1 March 2013
The “group walks” that Sam organises have been a saviour to me in many ways. As a newcomer to South Africa, they have provided a safe and fun opportunity to get out and meet other “doggie” people; I moved here from Sweden for a two-year contract in April 2012, and brought my then 4-year old Belgian Shepherd dog with me.
Miro, the dog, had been well socialised with people and in many different environments before he came here, and is a pleasure to travel with and have in the house, likes children etc., but we had unfortunately had less opportunity to socialise with other dogs. Miro’s exposure to other dogs had mainly been in various formal training situations, when dogs are generally not encouraged to interact. The fact that Miro was attacked by two different Doberman dogs on three different occasions when he was around a year old did of course make matter worse; Miro started to be very anxious when he met other dogs, particularly when on the lead when he would give off many and mixed signals, including wagging his tail, pulling towards the other dog(s), raising his hackles, howling, jumping up and down and chewing on the lead, me or whatever was in his line of vision.

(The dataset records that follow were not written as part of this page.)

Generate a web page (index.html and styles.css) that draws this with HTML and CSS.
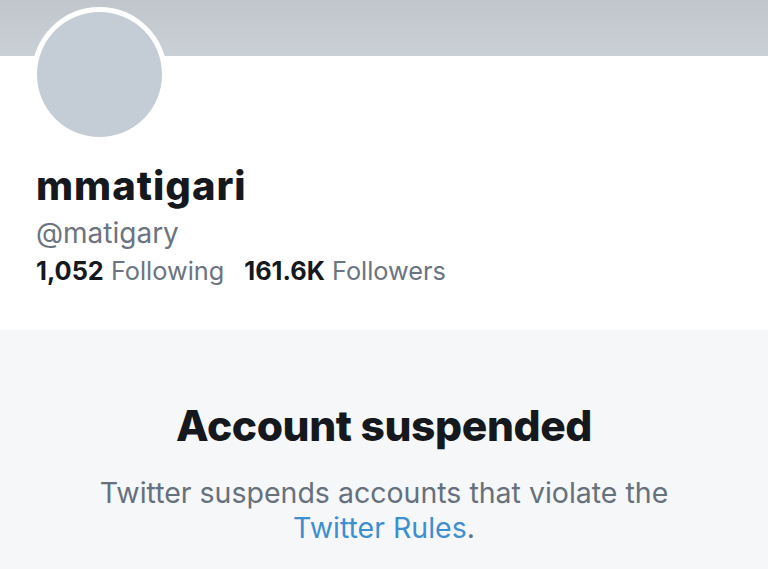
FILE: index.html
```html
<!DOCTYPE html>
<html>
<head>
<meta charset="utf-8">
<link rel="stylesheet" href="styles.css">
</head>
<body>
<div class="page">
  <header class="profile">
    <div class="banner"></div>
    <div class="avatar-wrap"><div class="avatar"></div></div>
    <div class="info">
      <h1 class="name">mmatigari</h1>
      <div class="handle">@matigary</div>
      <div class="stats">
        <span class="stat"><b>1,052</b> Following</span>
        <span class="stat"><b>161.6K</b> Followers</span>
      </div>
    </div>
  </header>
  <section class="suspended">
    <h2 class="title">Account suspended</h2>
    <p class="desc">Twitter suspends accounts that violate the<br><a class="link">Twitter Rules</a>.</p>
  </section>
</div>
</body>
</html>
```
FILE: styles.css
```css
html, body {
  margin: 0;
  padding: 0;
  height: 100%;
}
body {
  font-family: Inter, "Noto Sans", sans-serif;
  background: #f5f7f9;
  overflow: hidden;
}
.page {
  width: 768px;
  height: 569px;
  display: flex;
  flex-direction: column;
}
.profile {
  background: #fff;
  height: 330px;
  position: relative;
  flex-shrink: 0;
}
.banner {
  height: 56px;
  background: linear-gradient(#c0c6cc, #c9d0d6);
}
.avatar-wrap {
  position: absolute;
  left: 32px;
  top: 7px;
  width: 125px;
  height: 125px;
  border: 5px solid #fff;
  border-radius: 50%;
  background: #fff;
}
.avatar {
  width: 100%;
  height: 100%;
  border-radius: 50%;
  background: #c4ccd5;
}
.info {
  padding: 106px 0 0 36px;
}
.name {
  margin: 0;
  font-size: 40px;
  font-weight: 800;
  color: #15181c;
  line-height: 48px;
  letter-spacing: 1px;
}
.handle {
  font-size: 28px;
  color: #6b7480;
  line-height: 36px;
  margin-top: 5px;
}
.stats {
  display: flex;
  gap: 20px;
  font-size: 25.3px;
  color: #6b7480;
  line-height: 30px;
  margin-top: 5px;
}
.stat b {
  color: #15181c;
  font-weight: 700;
}
.suspended {
  flex: 1;
  display: flex;
  flex-direction: column;
  align-items: center;
  padding-top: 72px;
}
.title {
  margin: 0;
  font-size: 42.5px;
  font-weight: 800;
  color: #15181c;
  line-height: 48px;
  letter-spacing: -0.4px;
}
.desc {
  margin: 25px 0 0;
  text-align: center;
  font-size: 28.5px;
  line-height: 35px;
  color: #66717d;
}
.link {
  color: #3f8fd0;
}
```
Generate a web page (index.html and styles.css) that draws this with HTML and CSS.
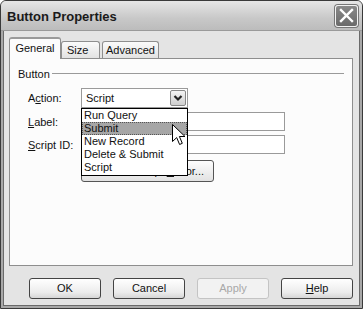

By chance, we heard of Sam’s “Group walks” shortly after we arrived in the country and we were invited to join. Sam guided us through the first few walks, paying close attention to Miro’s behaviour, providing tips and generally being very patient with him. Miro has never shown aggression towards other dogs when he is not constrained by a lead, and so he was allowed to be loose very much from the start, enabling him to handle the situations and the different types of dogs as he saw fit. He would rush up to other dogs, constantly keeping an eye out at what was happening around him, and while I think he enjoyed the experience from the start, he was clearly not relaxed. It was a great help and safety to come to each walk, as Sam would always advise on what dogs were on the walk, and whether I had best keep Miro on the lead for the first few minutes, for his sake or for others as he was a very intense addition to each walk – I should perhaps add that Miro has not been neutered.
As the walks and months went by, a remarkable change could be seen in Miro; his whole body language changed from constantly being on his toes and looking around, to comfortably greeting the other dogs, run with them and starting to just minding his own business. Nowadays, almost a year down the line, both Miro and I are so much more relaxed around other dogs – and my being relaxed has of course helped Miro too. If there are any newcomers on the walks, after the first few minutes leashed up, he will run up and check them out, and that will be it. He generally has his favourite companions, who he enjoys running with. He is very good with puppies and has acquired many dog-communication skills.
Miro is still anxious when he meets other dogs on the lead when out walking under other circumstances, but Sam has also provided advice for how to work on this, to make the encounters less confrontational for him, and the group walks have clearly helped to build up his confidence.
Thanks Sam. I don’t know where we would be here in South Africa without your walks!